» **WHAT IS NEEDED**: Copy out the listing that follows, exactly, without its pictures.

» **SOURCE MATERIAL**:
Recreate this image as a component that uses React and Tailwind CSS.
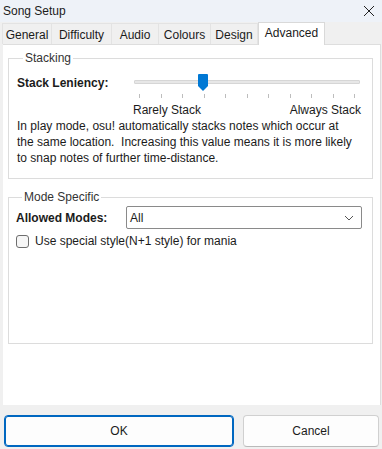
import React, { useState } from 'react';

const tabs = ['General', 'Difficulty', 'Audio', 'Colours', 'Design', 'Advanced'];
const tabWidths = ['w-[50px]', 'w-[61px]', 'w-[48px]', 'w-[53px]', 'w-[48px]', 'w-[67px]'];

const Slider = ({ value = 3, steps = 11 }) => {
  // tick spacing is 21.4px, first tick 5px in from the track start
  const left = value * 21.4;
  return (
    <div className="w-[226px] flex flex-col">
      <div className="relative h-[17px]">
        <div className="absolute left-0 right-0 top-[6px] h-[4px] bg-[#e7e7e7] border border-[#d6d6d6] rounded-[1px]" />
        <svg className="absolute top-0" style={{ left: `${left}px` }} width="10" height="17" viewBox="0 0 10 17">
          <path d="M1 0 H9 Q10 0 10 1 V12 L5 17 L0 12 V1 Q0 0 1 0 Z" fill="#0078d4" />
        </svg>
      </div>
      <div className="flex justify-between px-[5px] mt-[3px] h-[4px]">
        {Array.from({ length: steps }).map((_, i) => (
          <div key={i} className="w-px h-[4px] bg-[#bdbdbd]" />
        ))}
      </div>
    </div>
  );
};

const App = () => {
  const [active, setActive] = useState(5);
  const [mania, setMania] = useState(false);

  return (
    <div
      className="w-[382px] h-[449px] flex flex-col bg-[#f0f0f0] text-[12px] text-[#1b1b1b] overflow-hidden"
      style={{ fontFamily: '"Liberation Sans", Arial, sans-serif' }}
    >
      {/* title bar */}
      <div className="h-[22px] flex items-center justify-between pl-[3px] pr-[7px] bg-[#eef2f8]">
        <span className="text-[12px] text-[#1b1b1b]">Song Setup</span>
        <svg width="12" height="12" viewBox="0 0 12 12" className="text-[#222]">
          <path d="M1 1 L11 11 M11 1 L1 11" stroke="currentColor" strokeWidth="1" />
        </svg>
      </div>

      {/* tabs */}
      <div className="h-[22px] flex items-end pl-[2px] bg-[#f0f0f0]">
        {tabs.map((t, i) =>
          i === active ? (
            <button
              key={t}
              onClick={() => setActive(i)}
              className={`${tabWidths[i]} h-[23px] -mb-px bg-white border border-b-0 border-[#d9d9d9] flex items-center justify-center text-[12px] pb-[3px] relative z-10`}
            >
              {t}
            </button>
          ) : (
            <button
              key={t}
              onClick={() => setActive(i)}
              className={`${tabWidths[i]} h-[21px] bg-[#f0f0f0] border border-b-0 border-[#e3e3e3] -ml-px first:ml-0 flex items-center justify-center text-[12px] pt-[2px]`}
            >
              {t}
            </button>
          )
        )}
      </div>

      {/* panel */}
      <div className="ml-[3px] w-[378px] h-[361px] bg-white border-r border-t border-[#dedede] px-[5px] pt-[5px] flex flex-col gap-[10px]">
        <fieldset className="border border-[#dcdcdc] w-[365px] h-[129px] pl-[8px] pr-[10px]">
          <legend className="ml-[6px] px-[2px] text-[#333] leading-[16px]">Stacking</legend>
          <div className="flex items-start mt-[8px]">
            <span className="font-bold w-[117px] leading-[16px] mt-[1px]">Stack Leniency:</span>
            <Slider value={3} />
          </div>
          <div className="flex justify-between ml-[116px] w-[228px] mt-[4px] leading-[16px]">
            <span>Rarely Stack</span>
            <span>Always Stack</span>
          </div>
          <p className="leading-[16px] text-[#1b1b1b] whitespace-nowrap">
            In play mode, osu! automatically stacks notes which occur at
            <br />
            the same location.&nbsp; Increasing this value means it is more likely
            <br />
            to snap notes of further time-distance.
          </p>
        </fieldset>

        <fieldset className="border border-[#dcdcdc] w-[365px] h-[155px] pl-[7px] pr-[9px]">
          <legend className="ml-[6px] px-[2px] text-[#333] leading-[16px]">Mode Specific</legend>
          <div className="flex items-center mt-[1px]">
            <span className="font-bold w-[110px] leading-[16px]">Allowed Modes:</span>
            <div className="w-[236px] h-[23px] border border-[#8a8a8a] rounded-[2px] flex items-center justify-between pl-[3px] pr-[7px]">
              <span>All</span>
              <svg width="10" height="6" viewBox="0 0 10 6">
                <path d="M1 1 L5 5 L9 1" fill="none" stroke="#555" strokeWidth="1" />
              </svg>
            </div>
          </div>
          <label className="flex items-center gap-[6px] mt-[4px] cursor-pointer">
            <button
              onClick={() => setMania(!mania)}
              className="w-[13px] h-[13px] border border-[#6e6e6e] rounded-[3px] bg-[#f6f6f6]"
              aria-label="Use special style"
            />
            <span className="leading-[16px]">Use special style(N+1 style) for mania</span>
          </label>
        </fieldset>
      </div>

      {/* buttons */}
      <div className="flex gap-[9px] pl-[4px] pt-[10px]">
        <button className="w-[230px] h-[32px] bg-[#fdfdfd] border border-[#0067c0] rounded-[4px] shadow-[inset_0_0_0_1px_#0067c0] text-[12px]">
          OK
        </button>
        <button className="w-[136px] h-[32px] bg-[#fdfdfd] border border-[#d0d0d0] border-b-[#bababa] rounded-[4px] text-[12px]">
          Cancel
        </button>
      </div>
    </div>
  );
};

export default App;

» **SOLUTION BELOW**:
Recreate this image as a component that uses React and Tailwind CSS.
import React, { useState } from 'react';

const tabs = ['General', 'Difficulty', 'Audio', 'Colours', 'Design', 'Advanced'];
const tabWidths = ['w-[50px]', 'w-[61px]', 'w-[48px]', 'w-[53px]', 'w-[48px]', 'w-[67px]'];

const Slider = ({ value = 3, steps = 11 }) => {
  // tick spacing is 21.4px, first tick 5px in from the track start
  const left = value * 21.4;
  return (
    <div className="w-[226px] flex flex-col">
      <div className="relative h-[17px]">
        <div className="absolute left-0 right-0 top-[6px] h-[4px] bg-[#e7e7e7] border border-[#d6d6d6] rounded-[1px]" />
        <svg className="absolute top-0" style={{ left: `${left}px` }} width="10" height="17" viewBox="0 0 10 17">
          <path d="M1 0 H9 Q10 0 10 1 V12 L5 17 L0 12 V1 Q0 0 1 0 Z" fill="#0078d4" />
        </svg>
      </div>
      <div className="flex justify-between px-[5px] mt-[3px] h-[4px]">
        {Array.from({ length: steps }).map((_, i) => (
          <div key={i} className="w-px h-[4px] bg-[#bdbdbd]" />
        ))}
      </div>
    </div>
  );
};

const App = () => {
  const [active, setActive] = useState(5);
  const [mania, setMania] = useState(false);

  return (
    <div
      className="w-[382px] h-[449px] flex flex-col bg-[#f0f0f0] text-[12px] text-[#1b1b1b] overflow-hidden"
      style={{ fontFamily: '"Liberation Sans", Arial, sans-serif' }}
    >
      {/* title bar */}
      <div className="h-[22px] flex items-center justify-between pl-[3px] pr-[7px] bg-[#eef2f8]">
        <span className="text-[12px] text-[#1b1b1b]">Song Setup</span>
        <svg width="12" height="12" viewBox="0 0 12 12" className="text-[#222]">
          <path d="M1 1 L11 11 M11 1 L1 11" stroke="currentColor" strokeWidth="1" />
        </svg>
      </div>

      {/* tabs */}
      <div className="h-[22px] flex items-end pl-[2px] bg-[#f0f0f0]">
        {tabs.map((t, i) =>
          i === active ? (
            <button
              key={t}
              onClick={() => setActive(i)}
              className={`${tabWidths[i]} h-[23px] -mb-px bg-white border border-b-0 border-[#d9d9d9] flex items-center justify-center text-[12px] pb-[3px] relative z-10`}
            >
              {t}
            </button>
          ) : (
            <button
              key={t}
              onClick={() => setActive(i)}
              className={`${tabWidths[i]} h-[21px] bg-[#f0f0f0] border border-b-0 border-[#e3e3e3] -ml-px first:ml-0 flex items-center justify-center text-[12px] pt-[2px]`}
            >
              {t}
            </button>
          )
        )}
      </div>

      {/* panel */}
      <div className="ml-[3px] w-[378px] h-[361px] bg-white border-r border-t border-[#dedede] px-[5px] pt-[5px] flex flex-col gap-[10px]">
        <fieldset className="border border-[#dcdcdc] w-[365px] h-[129px] pl-[8px] pr-[10px]">
          <legend className="ml-[6px] px-[2px] text-[#333] leading-[16px]">Stacking</legend>
          <div className="flex items-start mt-[8px]">
            <span className="font-bold w-[117px] leading-[16px] mt-[1px]">Stack Leniency:</span>
            <Slider value={3} />
          </div>
          <div className="flex justify-between ml-[116px] w-[228px] mt-[4px] leading-[16px]">
            <span>Rarely Stack</span>
            <span>Always Stack</span>
          </div>
          <p className="leading-[16px] text-[#1b1b1b] whitespace-nowrap">
            In play mode, osu! automatically stacks notes which occur at
            <br />
            the same location.&nbsp; Increasing this value means it is more likely
            <br />
            to snap notes of further time-distance.
          </p>
        </fieldset>

        <fieldset className="border border-[#dcdcdc] w-[365px] h-[155px] pl-[7px] pr-[9px]">
          <legend className="ml-[6px] px-[2px] text-[#333] leading-[16px]">Mode Specific</legend>
          <div className="flex items-center mt-[1px]">
            <span className="font-bold w-[110px] leading-[16px]">Allowed Modes:</span>
            <div className="w-[236px] h-[23px] border border-[#8a8a8a] rounded-[2px] flex items-center justify-between pl-[3px] pr-[7px]">
              <span>All</span>
              <svg width="10" height="6" viewBox="0 0 10 6">
                <path d="M1 1 L5 5 L9 1" fill="none" stroke="#555" strokeWidth="1" />
              </svg>
            </div>
          </div>
          <label className="flex items-center gap-[6px] mt-[4px] cursor-pointer">
            <button
              onClick={() => setMania(!mania)}
              className="w-[13px] h-[13px] border border-[#6e6e6e] rounded-[3px] bg-[#f6f6f6]"
              aria-label="Use special style"
            />
            <span className="leading-[16px]">Use special style(N+1 style) for mania</span>
          </label>
        </fieldset>
      </div>

      {/* buttons */}
      <div className="flex gap-[9px] pl-[4px] pt-[10px]">
        <button className="w-[230px] h-[32px] bg-[#fdfdfd] border border-[#0067c0] rounded-[4px] shadow-[inset_0_0_0_1px_#0067c0] text-[12px]">
          OK
        </button>
        <button className="w-[136px] h-[32px] bg-[#fdfdfd] border border-[#d0d0d0] border-b-[#bababa] rounded-[4px] text-[12px]">
          Cancel
        </button>
      </div>
    </div>
  );
};

export default App;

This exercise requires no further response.